» **Data segment**:
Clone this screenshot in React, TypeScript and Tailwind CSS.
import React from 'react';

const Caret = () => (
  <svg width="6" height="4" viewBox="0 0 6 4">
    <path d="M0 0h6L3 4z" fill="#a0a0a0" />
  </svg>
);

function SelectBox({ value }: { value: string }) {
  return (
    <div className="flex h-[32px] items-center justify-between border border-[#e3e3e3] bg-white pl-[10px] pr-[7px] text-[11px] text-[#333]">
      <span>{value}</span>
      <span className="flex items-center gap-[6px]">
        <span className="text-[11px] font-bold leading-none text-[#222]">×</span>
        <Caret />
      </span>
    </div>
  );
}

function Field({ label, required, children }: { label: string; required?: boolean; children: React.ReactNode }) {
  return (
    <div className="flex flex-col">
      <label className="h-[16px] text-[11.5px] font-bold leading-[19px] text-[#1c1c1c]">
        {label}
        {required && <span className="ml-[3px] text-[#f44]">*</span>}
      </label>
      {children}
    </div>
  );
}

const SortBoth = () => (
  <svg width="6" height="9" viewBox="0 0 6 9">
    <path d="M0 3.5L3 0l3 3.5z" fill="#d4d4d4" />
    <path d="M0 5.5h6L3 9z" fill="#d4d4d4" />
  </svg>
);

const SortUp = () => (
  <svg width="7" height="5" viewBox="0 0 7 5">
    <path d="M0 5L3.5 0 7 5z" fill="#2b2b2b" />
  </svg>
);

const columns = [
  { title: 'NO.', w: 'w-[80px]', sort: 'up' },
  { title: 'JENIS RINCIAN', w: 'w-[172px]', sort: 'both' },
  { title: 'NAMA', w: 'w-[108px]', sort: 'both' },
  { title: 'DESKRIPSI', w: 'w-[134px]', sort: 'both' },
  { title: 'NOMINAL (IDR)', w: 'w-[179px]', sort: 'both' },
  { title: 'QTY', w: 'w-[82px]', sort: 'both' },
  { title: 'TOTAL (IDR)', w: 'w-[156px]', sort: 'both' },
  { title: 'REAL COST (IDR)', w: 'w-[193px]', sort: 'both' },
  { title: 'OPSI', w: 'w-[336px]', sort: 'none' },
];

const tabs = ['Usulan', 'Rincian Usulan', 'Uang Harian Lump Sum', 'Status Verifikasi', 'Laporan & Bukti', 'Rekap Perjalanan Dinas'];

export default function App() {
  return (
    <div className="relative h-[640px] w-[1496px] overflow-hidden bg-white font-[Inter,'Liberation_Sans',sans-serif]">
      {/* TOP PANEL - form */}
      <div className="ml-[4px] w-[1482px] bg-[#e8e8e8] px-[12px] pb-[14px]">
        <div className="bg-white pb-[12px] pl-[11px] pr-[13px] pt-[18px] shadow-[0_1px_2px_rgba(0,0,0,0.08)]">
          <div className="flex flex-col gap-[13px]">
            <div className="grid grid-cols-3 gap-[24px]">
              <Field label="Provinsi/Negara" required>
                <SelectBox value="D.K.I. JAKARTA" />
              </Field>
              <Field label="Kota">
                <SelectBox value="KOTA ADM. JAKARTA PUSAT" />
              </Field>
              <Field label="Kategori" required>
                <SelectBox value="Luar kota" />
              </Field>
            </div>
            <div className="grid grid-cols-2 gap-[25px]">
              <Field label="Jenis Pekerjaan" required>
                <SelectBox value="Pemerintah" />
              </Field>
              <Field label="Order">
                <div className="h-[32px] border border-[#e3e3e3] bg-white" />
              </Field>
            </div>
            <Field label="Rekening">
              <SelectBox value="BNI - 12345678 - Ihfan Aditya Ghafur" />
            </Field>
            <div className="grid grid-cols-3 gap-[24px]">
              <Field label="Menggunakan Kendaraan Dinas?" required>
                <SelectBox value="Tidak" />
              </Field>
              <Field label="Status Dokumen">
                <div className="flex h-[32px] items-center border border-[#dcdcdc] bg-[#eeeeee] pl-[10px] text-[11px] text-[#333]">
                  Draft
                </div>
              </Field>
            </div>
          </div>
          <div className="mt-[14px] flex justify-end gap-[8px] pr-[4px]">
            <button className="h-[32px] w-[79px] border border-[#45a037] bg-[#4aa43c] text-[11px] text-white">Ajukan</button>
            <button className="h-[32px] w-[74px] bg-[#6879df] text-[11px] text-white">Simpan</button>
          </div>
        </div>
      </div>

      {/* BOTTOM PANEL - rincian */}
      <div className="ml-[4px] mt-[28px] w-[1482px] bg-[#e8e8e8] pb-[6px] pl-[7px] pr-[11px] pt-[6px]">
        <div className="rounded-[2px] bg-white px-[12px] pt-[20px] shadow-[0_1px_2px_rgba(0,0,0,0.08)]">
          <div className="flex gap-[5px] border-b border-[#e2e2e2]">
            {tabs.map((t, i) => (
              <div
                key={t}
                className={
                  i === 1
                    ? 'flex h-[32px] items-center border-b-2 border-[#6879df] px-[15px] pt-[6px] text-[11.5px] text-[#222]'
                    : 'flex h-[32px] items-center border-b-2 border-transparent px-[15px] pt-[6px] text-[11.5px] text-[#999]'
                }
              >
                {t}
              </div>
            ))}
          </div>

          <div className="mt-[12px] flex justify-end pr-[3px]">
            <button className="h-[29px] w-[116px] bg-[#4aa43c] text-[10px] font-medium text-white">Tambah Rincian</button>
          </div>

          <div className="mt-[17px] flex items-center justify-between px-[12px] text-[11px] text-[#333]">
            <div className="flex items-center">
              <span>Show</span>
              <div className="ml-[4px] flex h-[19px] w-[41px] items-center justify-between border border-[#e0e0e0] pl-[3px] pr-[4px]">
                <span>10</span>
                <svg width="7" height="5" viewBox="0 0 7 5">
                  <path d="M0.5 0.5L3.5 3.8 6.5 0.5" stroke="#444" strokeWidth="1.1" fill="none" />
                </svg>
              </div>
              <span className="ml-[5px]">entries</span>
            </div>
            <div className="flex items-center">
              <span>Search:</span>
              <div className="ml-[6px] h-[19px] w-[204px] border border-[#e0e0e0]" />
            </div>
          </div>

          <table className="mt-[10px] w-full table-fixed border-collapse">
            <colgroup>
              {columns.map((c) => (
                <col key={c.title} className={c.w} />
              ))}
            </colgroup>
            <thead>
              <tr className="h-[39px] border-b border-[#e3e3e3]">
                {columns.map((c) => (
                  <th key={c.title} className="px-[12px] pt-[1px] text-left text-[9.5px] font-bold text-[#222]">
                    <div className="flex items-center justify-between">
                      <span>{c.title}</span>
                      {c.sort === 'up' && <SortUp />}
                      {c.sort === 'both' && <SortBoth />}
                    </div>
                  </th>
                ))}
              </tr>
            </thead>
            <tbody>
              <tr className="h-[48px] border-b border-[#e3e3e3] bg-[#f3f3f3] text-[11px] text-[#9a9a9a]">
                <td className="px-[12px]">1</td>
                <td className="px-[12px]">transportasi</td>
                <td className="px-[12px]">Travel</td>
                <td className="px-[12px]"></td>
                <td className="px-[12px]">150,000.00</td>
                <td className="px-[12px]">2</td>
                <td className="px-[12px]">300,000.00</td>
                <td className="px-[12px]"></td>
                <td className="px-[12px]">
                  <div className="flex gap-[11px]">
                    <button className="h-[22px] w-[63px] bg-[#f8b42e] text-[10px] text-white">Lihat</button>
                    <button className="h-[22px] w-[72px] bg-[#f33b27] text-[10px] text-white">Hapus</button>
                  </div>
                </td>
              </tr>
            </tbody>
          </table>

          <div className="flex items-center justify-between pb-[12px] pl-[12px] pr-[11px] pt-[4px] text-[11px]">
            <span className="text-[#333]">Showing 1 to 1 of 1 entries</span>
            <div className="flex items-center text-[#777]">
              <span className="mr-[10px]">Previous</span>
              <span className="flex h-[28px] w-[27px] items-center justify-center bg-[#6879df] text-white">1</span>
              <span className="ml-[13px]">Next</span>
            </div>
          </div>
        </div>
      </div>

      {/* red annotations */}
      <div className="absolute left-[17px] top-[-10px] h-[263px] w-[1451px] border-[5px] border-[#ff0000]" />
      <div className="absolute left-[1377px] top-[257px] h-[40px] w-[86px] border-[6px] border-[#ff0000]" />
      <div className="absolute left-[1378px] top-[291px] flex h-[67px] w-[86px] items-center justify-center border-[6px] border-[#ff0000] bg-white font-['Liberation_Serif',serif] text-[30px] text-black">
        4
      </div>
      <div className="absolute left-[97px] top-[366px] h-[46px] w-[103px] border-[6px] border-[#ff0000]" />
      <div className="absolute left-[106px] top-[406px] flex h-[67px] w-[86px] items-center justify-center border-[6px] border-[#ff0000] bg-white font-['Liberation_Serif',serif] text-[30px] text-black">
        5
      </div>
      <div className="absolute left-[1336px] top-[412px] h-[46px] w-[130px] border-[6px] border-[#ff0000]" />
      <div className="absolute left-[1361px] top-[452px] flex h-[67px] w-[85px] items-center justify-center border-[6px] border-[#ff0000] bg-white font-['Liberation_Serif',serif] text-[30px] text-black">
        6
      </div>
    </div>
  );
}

» **Exercise aim**:
Write out exactly the lines from the start of the material through the line with "const tabs = ['Usulan', 'Rincian". No other output is expected.

» **Response below**:
Clone this screenshot in React, TypeScript and Tailwind CSS.
import React from 'react';

const Caret = () => (
  <svg width="6" height="4" viewBox="0 0 6 4">
    <path d="M0 0h6L3 4z" fill="#a0a0a0" />
  </svg>
);

function SelectBox({ value }: { value: string }) {
  return (
    <div className="flex h-[32px] items-center justify-between border border-[#e3e3e3] bg-white pl-[10px] pr-[7px] text-[11px] text-[#333]">
      <span>{value}</span>
      <span className="flex items-center gap-[6px]">
        <span className="text-[11px] font-bold leading-none text-[#222]">×</span>
        <Caret />
      </span>
    </div>
  );
}

function Field({ label, required, children }: { label: string; required?: boolean; children: React.ReactNode }) {
  return (
    <div className="flex flex-col">
      <label className="h-[16px] text-[11.5px] font-bold leading-[19px] text-[#1c1c1c]">
        {label}
        {required && <span className="ml-[3px] text-[#f44]">*</span>}
      </label>
      {children}
    </div>
  );
}

const SortBoth = () => (
  <svg width="6" height="9" viewBox="0 0 6 9">
    <path d="M0 3.5L3 0l3 3.5z" fill="#d4d4d4" />
    <path d="M0 5.5h6L3 9z" fill="#d4d4d4" />
  </svg>
);

const SortUp = () => (
  <svg width="7" height="5" viewBox="0 0 7 5">
    <path d="M0 5L3.5 0 7 5z" fill="#2b2b2b" />
  </svg>
);

const columns = [
  { title: 'NO.', w: 'w-[80px]', sort: 'up' },
  { title: 'JENIS RINCIAN', w: 'w-[172px]', sort: 'both' },
  { title: 'NAMA', w: 'w-[108px]', sort: 'both' },
  { title: 'DESKRIPSI', w: 'w-[134px]', sort: 'both' },
  { title: 'NOMINAL (IDR)', w: 'w-[179px]', sort: 'both' },
  { title: 'QTY', w: 'w-[82px]', sort: 'both' },
  { title: 'TOTAL (IDR)', w: 'w-[156px]', sort: 'both' },
  { title: 'REAL COST (IDR)', w: 'w-[193px]', sort: 'both' },
  { title: 'OPSI', w: 'w-[336px]', sort: 'none' },
];

const tabs = ['Usulan', 'Rincian Usulan', 'Uang Harian Lump Sum', 'Status Verifikasi', 'Laporan & Bukti', 'Rekap Perjalanan Dinas'];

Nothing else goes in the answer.